Davide Enia, Così in terra – p. 85

Mai tirare al sacco quando è fermo. Si colpisce ciò che si muove, per sbilanciare o frenare. La vita è nel movimento, ciò che è immobile è morto. Colpire il sacco fermo distrugge solo le dita.

Davide Enia, Appunti per un naufragio – p. 7

«Se hai davanti a te tre persone che stanno andando a fondo e cinque metri più in là sta affogando una madre con un bambino, che fai? Dove vai? Chi salvi prima? I tre qui davanti o la madre con il neonato che stanno lì?». Era una domanda smisurata.

Davide Enia, Appunti per un naufragio – p. 25

Credo che il fatto più traumatico sia stato l’avere avuto paura. Il sentimento della paura provata me lo porto dentro con grande senso di colpa, anche se poi l’ho rielaborato dicendo: “Ok, avere paura è normale, è umano, l’importante è superarla”. Però ce ne vergogniamo, io e Melo, perché c’è stata.

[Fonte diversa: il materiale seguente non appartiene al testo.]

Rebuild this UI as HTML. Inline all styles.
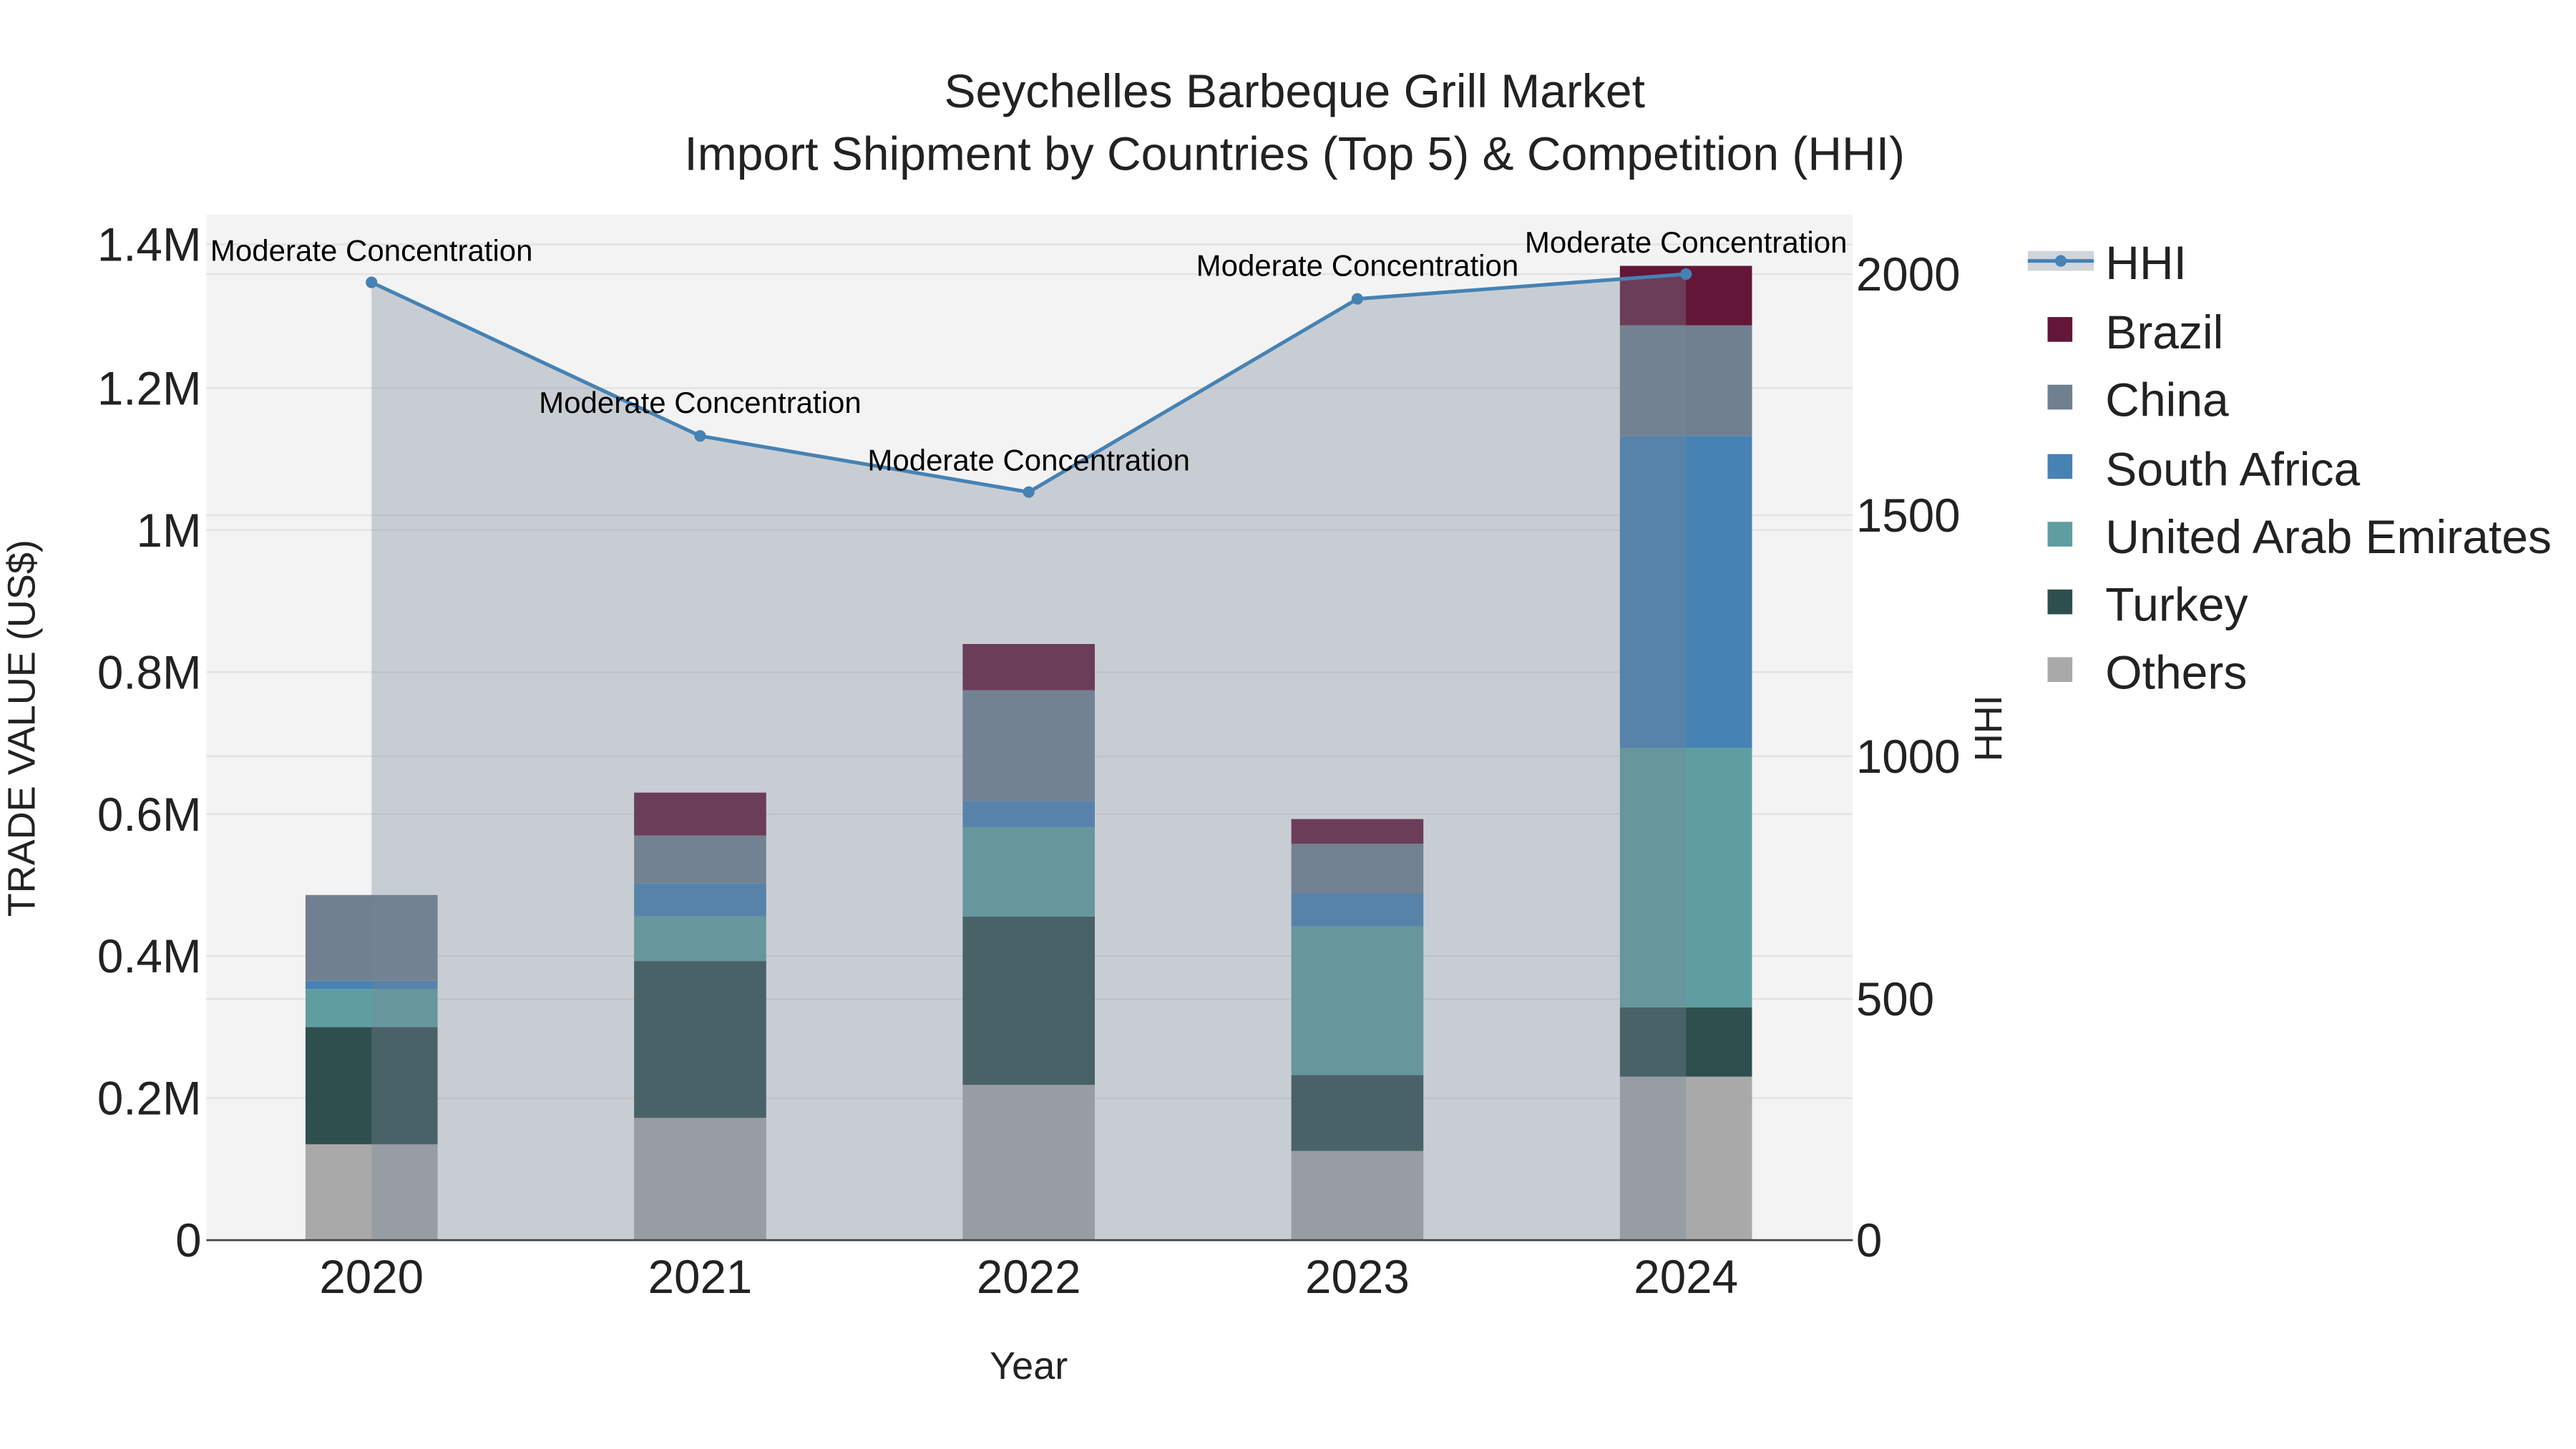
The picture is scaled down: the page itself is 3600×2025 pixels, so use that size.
<!DOCTYPE html>
<html><head><meta charset="utf-8"><style>html,body{margin:0;padding:0;background:#fff}svg{display:block}</style></head>
<body>
<svg width="3600" height="2025" viewBox="0 0 1560 877.5" xmlns="http://www.w3.org/2000/svg" font-family="Liberation Sans, Arial, sans-serif">
<rect width="1560" height="877.5" fill="#fff"/>
<rect x="125" y="130" width="997" height="621" fill="#f3f3f3"/>
<g stroke="#e2e2e2" stroke-width="1">
<line x1="125" x2="1122" y1="665" y2="665"/><line x1="125" x2="1122" y1="579" y2="579"/>
<line x1="125" x2="1122" y1="493" y2="493"/><line x1="125" x2="1122" y1="407" y2="407"/>
<line x1="125" x2="1122" y1="321" y2="321"/><line x1="125" x2="1122" y1="235" y2="235"/>
<line x1="125" x2="1122" y1="148" y2="148"/>
<line x1="125" x2="1122" y1="605" y2="605"/><line x1="125" x2="1122" y1="458" y2="458"/>
<line x1="125" x2="1122" y1="312" y2="312"/><line x1="125" x2="1122" y1="166" y2="166"/>
</g>
<g>
<rect x="185" y="693" width="80" height="58" fill="#a9a9a9"/>
<rect x="185" y="622" width="80" height="71" fill="#2f4f4f"/>
<rect x="185" y="599" width="80" height="23" fill="#5f9ea0"/>
<rect x="185" y="594" width="80" height="5" fill="#4682b4"/>
<rect x="185" y="542" width="80" height="52" fill="#708090"/>

<rect x="384" y="677" width="80" height="74" fill="#a9a9a9"/>
<rect x="384" y="582" width="80" height="95" fill="#2f4f4f"/>
<rect x="384" y="555" width="80" height="27" fill="#5f9ea0"/>
<rect x="384" y="535" width="80" height="20" fill="#4682b4"/>
<rect x="384" y="506" width="80" height="29" fill="#708090"/>
<rect x="384" y="480" width="80" height="26" fill="#641638"/>

<rect x="583" y="657" width="80" height="94" fill="#a9a9a9"/>
<rect x="583" y="555" width="80" height="102" fill="#2f4f4f"/>
<rect x="583" y="501" width="80" height="54" fill="#5f9ea0"/>
<rect x="583" y="485" width="80" height="16" fill="#4682b4"/>
<rect x="583" y="418" width="80" height="67" fill="#708090"/>
<rect x="583" y="390" width="80" height="28" fill="#641638"/>

<rect x="782" y="697" width="80" height="54" fill="#a9a9a9"/>
<rect x="782" y="651" width="80" height="46" fill="#2f4f4f"/>
<rect x="782" y="561" width="80" height="90" fill="#5f9ea0"/>
<rect x="782" y="541" width="80" height="20" fill="#4682b4"/>
<rect x="782" y="511" width="80" height="30" fill="#708090"/>
<rect x="782" y="496" width="80" height="15" fill="#641638"/>

<rect x="981" y="652" width="80" height="99" fill="#a9a9a9"/>
<rect x="981" y="610" width="80" height="42" fill="#2f4f4f"/>
<rect x="981" y="453" width="80" height="157" fill="#5f9ea0"/>
<rect x="981" y="264" width="80" height="189" fill="#4682b4"/>
<rect x="981" y="197" width="80" height="67" fill="#708090"/>
<rect x="981" y="161" width="80" height="36" fill="#641638"/>
</g>
<polygon points="225,751 225,171 424,264 623,298 822,181 1021,166 1021,751" fill="rgba(119,136,153,0.35)"/>
<polyline points="225,171 424,264 623,298 822,181 1021,166" fill="none" stroke="#4682b4" stroke-width="2.2"/>
<g fill="#4682b4"><circle cx="225" cy="171" r="3.5"/><circle cx="424" cy="264" r="3.5"/><circle cx="623" cy="298" r="3.5"/><circle cx="822" cy="181" r="3.5"/><circle cx="1021" cy="166" r="3.5"/></g>
<g font-size="18.2" fill="#000" text-anchor="middle">
<text x="225" y="158">Moderate Concentration</text>
<text x="424" y="250">Moderate Concentration</text>
<text x="623" y="285">Moderate Concentration</text>
<text x="822" y="167">Moderate Concentration</text>
<text x="1021" y="153">Moderate Concentration</text>
</g>
<line x1="125" x2="1122" y1="751" y2="751" stroke="#444" stroke-width="1.2"/>
<g font-size="28.4" fill="#222" text-anchor="end">
<text x="122" y="761">0</text><text x="122" y="675">0.2M</text><text x="122" y="589">0.4M</text>
<text x="122" y="503">0.6M</text><text x="122" y="417">0.8M</text><text x="122" y="331">1M</text>
<text x="122" y="245">1.2M</text><text x="122" y="158">1.4M</text>
</g>
<g font-size="28.4" fill="#222" text-anchor="start">
<text x="1124" y="761">0</text><text x="1124" y="615">500</text><text x="1124" y="468">1000</text>
<text x="1124" y="322">1500</text><text x="1124" y="176">2000</text>
</g>
<g font-size="28.4" fill="#222" text-anchor="middle">
<text x="225" y="783">2020</text><text x="424" y="783">2021</text><text x="623" y="783">2022</text>
<text x="822" y="783">2023</text><text x="1021" y="783">2024</text>
</g>
<text x="623" y="835" font-size="23.4" text-anchor="middle" fill="#222">Year</text>
<text transform="translate(21,441) rotate(-90)" font-size="23.4" text-anchor="middle" fill="#222">TRADE VALUE (US$)</text>
<text transform="translate(1212,441) rotate(-90)" font-size="23.4" text-anchor="middle" fill="#222">HHI</text>
<g font-size="28.6" fill="#222" text-anchor="middle">
<text x="784" y="65">Seychelles Barbeque Grill Market</text>
<text x="784" y="103">Import Shipment by Countries (Top 5) &amp; Competition (HHI)</text>
</g>
<rect x="1228" y="152" width="40" height="12" fill="rgba(119,136,153,0.35)"/>
<line x1="1228" x2="1268" y1="158" y2="158" stroke="#4682b4" stroke-width="2.2"/>
<circle cx="1248" cy="158" r="3.5" fill="#4682b4"/>
<rect x="1240" y="192" width="15" height="15" fill="#641638"/>
<rect x="1240" y="233" width="15" height="15" fill="#708090"/>
<rect x="1240" y="275" width="15" height="15" fill="#4682b4"/>
<rect x="1240" y="316" width="15" height="15" fill="#5f9ea0"/>
<rect x="1240" y="357" width="15" height="15" fill="#2f4f4f"/>
<rect x="1240" y="398" width="15" height="15" fill="#a9a9a9"/>
<g font-size="28.6" fill="#222">
<text x="1275" y="169">HHI</text><text x="1275" y="211">Brazil</text><text x="1275" y="252">China</text>
<text x="1275" y="294">South Africa</text><text x="1275" y="335">United Arab Emirates</text>
<text x="1275" y="376">Turkey</text><text x="1275" y="417">Others</text>
</g>
</svg>
</body></html>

Davide Enia, Appunti per un naufragio – p. 26

La paura del diverso, di quello che non conosci, qualunque cosa essa sia, umano, animale, naturale, è normale. E se la superi la prima volta, probabilmente non ti si ripresenterà più.

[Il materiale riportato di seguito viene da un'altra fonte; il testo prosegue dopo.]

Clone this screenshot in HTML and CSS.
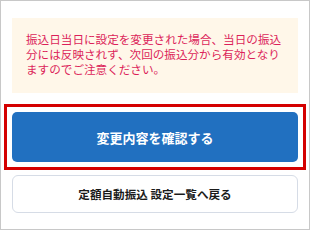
FILE: index.html
```html
<!DOCTYPE html>
<html lang="ja">
  <head>
    <meta charset="utf-8">
    <title>定額自動振込 設定変更</title>
    <link rel="stylesheet" href="styles.css">
  </head>
  <body>
    <div class="frame">
      <div class="notice">
        振込日当日に設定を変更された場合、当日の振込分には反映されず、次回の振込分から有効となりますのでご注意ください。
      </div>

      <div class="actions">
        <div class="highlight">
          <button class="btn btn-primary">変更内容を確認する</button>
        </div>
        <button class="btn btn-secondary">定額自動振込 設定一覧へ戻る</button>
      </div>
    </div>
  </body>
</html>
```

FILE: styles.css
```css
html,
body {
  margin: 0;
  padding: 0;
}

body {
  font-family: "Noto Sans CJK JP", "Noto Sans", sans-serif;
  background: #fff;
}

.frame {
  box-sizing: border-box;
  width: 310px;
  height: 230px;
  border: 1px solid #c8c8c8;
  padding: 17px 11px 0;
}

.notice {
  background: #fff7e9;
  color: #dc1f5a;
  font-size: 11.6px;
  line-height: 15px;
  padding: 14px 13px 16px 14px;
}

.actions {
  display: flex;
  flex-direction: column;
  gap: 5px;
  margin-top: 11px;
}

/* red frame round the highlighted action */
.highlight {
  border: 3px solid #d40000;
  padding: 5px;
  margin: 0 -8px;
}

.btn {
  font-family: inherit;
  font-weight: bold;
  width: 100%;
  cursor: pointer;
  padding: 0;
  display: block;
}

.btn-primary {
  height: 50px;
  background: #2170c0;
  color: #fff;
  border: none;
  border-radius: 5px;
  font-size: 13px;
}

.btn-secondary {
  height: 38px;
  background: #fff;
  color: #1a1a1a;
  border: 1px solid #d6dce6;
  border-radius: 6px;
  font-size: 11.6px;
}
```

Davide Enia, Appunti per un naufragio – p. 41

Perché la fotografia si fa sostanzialmente a piedi: devi camminare, non è che hai molte altre possibilità. Devi girare, senza cercare niente di particolare, quello che vuoi fotografare ce l’hai già dentro.

Davide Enia, Appunti per un naufragio – p. 76

Ecco il senso della parabola della pecorella smarrita, pensavo. Confidare che il gregge non affoghi mentre si prova a recuperare chi è stato portato via dalla corrente. C’era tutto il catechismo che avevo studiato da bambino in quelle parole.

Davide Enia, Appunti per un naufragio – p. 84

Prima io ero portata a vedere soltanto il loro carico di sofferenza, i corpi smagriti, i lividi, le cicatrici, gli occhi impauriti. Guardavo queste persone da un piedistallo, capisci? Da una posizione per cui loro, proprio perché qui ricevono aiuto, sono e saranno sempre in difetto.

Davide Enia, Appunti per un naufragio – p. 84

Avevo appena compreso che era ed è un errore gigantesco trattarli in maniera così ottusamente paternalista. C’è altro, oltre la disperazione. C’è la voglia di riscatto e di una vita migliore, ci sono le canzoni e i giochi, i desideri di alcuni cibi in particolare e la voglia di scherzare con gli altri.

Davide Enia, Appunti per un naufragio – p. 120

Una ragazza fenicia scappa dalla città di Tiro, attraversando il deserto fino al suo termine, fino a quando i piedi non riescono più ad andare avanti perché di fronte c’è il mare. Allora incontra un toro bianco, che si piega e la accoglie sul dorso, facendosi barca e solcando il mare, fino a farla approdare a Creta. La ragazza si chiama Europa. Questa è la nostra origine. Siamo figli di una traversata in barca.

Davide Enia, Appunti per un naufragio – p. 174

Oppure, Lampedusa da lampas, la fiaccola che risplende nel buio, luce che sconfigge lo scuro.

«Che dici, lo aggiungo al romanzo, zio?».

«Sì, mettilo alla fine, è bello concludere con la luce e con la resistenza».